I simply do not have what it takes to produce two totally different kinds of books on two parallel tracks for the rest of my life.  If I were to keep writing academic criticism it would severely limit my fiction output.  I was okay with this waning process when my investment in fiction was strictly personal.  Now that the layout of my life has changed so dramatically, I will not spend the energy I would have spent on novels writing scholarly works.  Hell no.

When I got the book deal last June, I tried to talk myself into staying on the academic track by telling myself that dissertating (and writing critically presumably for the rest of my life) would provide me with a needful framework of discipline.  After all, I had been investing myself in this career for a few years and it wasn’t going to simply explode out of existence.  Still, I’ve been haunted for months by this “needful discipline,” and its blood-draining effects…  “Discipline,” definitely–“needful?”  I no longer think so. These days I need vitality and passion more than I need structure.  The tamer may have a stage, a stool, a whip–yet he has nothing but a hollow pantomime if he doesn’t have the goddamn lion.

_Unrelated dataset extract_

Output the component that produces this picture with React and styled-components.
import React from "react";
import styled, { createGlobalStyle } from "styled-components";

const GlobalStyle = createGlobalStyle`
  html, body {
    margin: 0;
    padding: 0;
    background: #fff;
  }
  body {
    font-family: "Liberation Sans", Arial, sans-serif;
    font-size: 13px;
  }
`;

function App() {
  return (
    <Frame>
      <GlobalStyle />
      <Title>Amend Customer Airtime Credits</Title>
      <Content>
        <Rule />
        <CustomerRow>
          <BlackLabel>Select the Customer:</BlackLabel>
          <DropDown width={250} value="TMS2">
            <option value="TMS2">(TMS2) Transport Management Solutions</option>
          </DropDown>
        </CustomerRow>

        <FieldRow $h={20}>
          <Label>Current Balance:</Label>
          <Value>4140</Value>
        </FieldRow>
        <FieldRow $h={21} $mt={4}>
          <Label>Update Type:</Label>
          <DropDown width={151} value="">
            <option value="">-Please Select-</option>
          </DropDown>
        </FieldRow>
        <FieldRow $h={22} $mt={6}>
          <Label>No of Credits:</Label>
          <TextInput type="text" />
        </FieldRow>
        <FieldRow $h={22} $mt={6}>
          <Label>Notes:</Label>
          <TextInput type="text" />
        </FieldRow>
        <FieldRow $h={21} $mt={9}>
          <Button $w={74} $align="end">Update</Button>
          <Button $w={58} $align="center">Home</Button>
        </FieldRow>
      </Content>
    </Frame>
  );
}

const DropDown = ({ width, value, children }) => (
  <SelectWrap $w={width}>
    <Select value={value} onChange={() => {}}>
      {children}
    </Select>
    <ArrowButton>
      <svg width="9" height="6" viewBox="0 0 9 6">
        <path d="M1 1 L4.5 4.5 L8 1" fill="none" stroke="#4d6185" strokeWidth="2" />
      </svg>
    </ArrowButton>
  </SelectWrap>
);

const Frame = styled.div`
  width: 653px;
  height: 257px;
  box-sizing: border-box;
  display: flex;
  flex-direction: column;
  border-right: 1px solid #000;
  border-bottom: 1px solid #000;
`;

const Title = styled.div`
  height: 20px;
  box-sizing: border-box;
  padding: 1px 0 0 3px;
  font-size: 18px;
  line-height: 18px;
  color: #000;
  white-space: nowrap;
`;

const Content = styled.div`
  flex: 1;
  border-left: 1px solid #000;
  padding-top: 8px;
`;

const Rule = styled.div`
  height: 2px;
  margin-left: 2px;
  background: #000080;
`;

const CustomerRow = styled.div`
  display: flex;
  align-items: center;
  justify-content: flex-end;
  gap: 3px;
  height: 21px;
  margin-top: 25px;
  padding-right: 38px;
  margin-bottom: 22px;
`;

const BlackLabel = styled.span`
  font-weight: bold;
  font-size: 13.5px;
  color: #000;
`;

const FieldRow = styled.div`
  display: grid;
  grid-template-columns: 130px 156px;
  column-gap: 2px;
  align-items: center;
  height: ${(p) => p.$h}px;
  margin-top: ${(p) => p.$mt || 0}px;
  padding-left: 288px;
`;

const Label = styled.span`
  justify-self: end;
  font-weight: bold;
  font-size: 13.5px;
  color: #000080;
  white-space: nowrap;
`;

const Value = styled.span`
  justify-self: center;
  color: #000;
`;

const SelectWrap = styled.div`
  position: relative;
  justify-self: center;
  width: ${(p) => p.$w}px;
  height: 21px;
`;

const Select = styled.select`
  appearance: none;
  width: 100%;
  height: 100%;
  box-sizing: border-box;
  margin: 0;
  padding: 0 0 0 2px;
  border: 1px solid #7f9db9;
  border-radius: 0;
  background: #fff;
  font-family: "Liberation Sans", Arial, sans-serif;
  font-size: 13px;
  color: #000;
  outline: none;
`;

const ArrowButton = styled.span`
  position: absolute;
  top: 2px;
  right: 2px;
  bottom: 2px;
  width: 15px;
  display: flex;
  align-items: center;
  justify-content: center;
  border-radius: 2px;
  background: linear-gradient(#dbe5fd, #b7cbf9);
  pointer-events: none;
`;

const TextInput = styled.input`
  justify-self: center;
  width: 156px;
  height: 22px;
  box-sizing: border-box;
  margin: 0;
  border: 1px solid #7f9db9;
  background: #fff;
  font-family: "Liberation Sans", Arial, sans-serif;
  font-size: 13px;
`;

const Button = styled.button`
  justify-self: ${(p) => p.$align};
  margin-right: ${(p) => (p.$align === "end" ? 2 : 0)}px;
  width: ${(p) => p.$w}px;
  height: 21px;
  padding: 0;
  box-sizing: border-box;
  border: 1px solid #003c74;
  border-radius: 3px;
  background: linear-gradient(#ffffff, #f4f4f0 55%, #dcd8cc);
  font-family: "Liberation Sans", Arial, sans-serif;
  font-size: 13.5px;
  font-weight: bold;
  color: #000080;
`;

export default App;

Besides, when the well runs dry and things are going badly, I don’t think I can handle the terrible weight of being utterly impotent at two kinds of writing.  I will fail at just the one, thank you.  I am not Giles Corey!  I do not want more weight.

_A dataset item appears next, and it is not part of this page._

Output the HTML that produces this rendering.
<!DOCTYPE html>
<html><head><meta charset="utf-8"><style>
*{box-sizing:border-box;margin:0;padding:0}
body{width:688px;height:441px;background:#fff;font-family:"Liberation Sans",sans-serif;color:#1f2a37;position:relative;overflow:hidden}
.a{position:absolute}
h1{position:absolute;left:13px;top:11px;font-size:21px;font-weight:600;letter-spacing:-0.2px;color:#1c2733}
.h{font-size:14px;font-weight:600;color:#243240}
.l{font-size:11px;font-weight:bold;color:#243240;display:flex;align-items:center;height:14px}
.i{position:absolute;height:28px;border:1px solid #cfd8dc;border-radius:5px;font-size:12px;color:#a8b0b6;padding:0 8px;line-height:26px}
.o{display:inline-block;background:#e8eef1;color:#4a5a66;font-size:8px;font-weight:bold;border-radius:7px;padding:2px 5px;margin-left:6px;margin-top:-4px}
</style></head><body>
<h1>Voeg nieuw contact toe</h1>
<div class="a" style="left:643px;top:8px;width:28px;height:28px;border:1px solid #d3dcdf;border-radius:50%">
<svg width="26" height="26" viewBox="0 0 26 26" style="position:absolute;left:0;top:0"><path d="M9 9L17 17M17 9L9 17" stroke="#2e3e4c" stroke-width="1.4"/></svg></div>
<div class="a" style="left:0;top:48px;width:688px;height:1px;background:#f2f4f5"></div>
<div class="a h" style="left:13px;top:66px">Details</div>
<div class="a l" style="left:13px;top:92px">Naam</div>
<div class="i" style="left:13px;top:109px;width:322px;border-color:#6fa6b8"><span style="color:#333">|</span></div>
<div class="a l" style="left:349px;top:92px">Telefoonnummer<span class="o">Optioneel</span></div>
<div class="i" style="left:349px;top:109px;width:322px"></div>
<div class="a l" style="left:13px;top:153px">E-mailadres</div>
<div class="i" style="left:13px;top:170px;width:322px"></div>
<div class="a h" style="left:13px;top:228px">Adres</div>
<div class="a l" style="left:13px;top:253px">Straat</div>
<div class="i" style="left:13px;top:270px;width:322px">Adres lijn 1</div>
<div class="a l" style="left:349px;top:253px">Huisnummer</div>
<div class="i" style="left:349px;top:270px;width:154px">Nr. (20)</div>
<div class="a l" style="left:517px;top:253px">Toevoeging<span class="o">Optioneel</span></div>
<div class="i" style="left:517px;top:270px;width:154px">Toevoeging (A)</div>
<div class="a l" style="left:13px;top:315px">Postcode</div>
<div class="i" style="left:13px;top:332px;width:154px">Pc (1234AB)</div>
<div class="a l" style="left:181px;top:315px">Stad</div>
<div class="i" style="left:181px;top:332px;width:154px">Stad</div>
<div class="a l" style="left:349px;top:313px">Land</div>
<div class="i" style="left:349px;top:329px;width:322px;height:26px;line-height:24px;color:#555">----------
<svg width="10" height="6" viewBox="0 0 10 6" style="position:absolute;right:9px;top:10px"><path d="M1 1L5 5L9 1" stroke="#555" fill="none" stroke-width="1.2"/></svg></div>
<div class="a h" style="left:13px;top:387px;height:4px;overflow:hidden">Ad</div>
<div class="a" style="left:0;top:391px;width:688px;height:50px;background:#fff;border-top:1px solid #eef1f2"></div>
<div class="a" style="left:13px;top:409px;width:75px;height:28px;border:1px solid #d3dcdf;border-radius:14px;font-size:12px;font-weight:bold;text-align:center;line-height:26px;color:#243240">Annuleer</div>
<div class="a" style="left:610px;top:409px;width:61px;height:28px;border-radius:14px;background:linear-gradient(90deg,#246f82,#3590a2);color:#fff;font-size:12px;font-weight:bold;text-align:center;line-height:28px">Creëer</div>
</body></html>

So, I’ve been giving notice to the professors in my department.  Some are disappointed, some are fly free, little bird! I am now reading for my MA examination in the Spring instead of my PhD quals, and I like the sound of “MA.”  It sounds so wonderfully…  finite.  Still, only in academia can you tell everyone that you quit and still have 5 months of work to do.

So, I will have plenty time to practice and get used to this thrilling new quitting thing–for instance, on Monday I will go on an ecstatic orgy of returning no-longer-necessary dissertation-related books to the library.  (And it will be a fine orgy indeed; I have enough in my piles here to fill up a fairly sizable wheeled suitcase.)  Oh, those thick critical volumes written in ice-pick-to-the-soul prose will make such a sweet melodious sound on the way down the chute… It will feel so good I will have to make it last; I will feed the books to the library’s gaping metal maw

one

at

a

time.

The chute from the other side: doesn't it look like Literature got liquored up and puked all over the floor?